How long does a new build typically take to "settle"?
Most houses settle over the first 2 to 5 years. During this time, small hairline cracks in the plaster are normal. However, any crack that is wide enough to fit a credit card into, or any crack that appears in the external brickwork, should be reported immediately as it may be more than just settling.
Should I hire a professional snagging company?
Yes, for most people it is a wise investment. Professional snagging surveyors have thermal imaging cameras to find missing insulation and moisture meters to detect leaks behind walls that you cannot see with the naked eye.

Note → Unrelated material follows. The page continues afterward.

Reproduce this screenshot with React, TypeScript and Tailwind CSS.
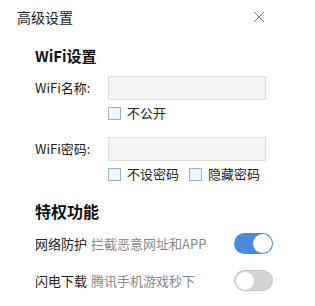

They know exactly where builders usually cut corners.
What should I do if the developer refuses to fix a defect?
First, document everything with photos and dates. Send a formal letter or email citing the specific part of the building regulations that is being breached. If they still refuse, contact your home warranty provider or a legal advisor specializing in construction law to initiate a formal claim.
Can I fix a building defect myself without voiding the warranty?
Cosmetic snags like painting a wall are usually fine. However, any work involving the structure, plumbing, or electrical systems should be done by the developer or a certified professional. If you modify a system and it later fails, the developer will likely blame your "unauthorized work" to avoid paying for the repair.
Next Steps and Troubleshooting
If you've just moved in, your first priority is a walkthrough. Don't be afraid to be picky; this is the most expensive purchase of your life. If you suspect a major issue, like a damp smell in a room with no visible leaks, rent a thermal camera or hire a surveyor. It's much cheaper to find a leak now than to replace a moldy wall in three years.
For those who have already lived in their home for a while and are just noticing issues, check your warranty documents. Most new builds have a tiered warranty (e.g., 2 years for general defects, 10 years for structural). Map out your issues and categorize them by urgency: water leaks first, thermal gaps second, and cosmetic fixes last.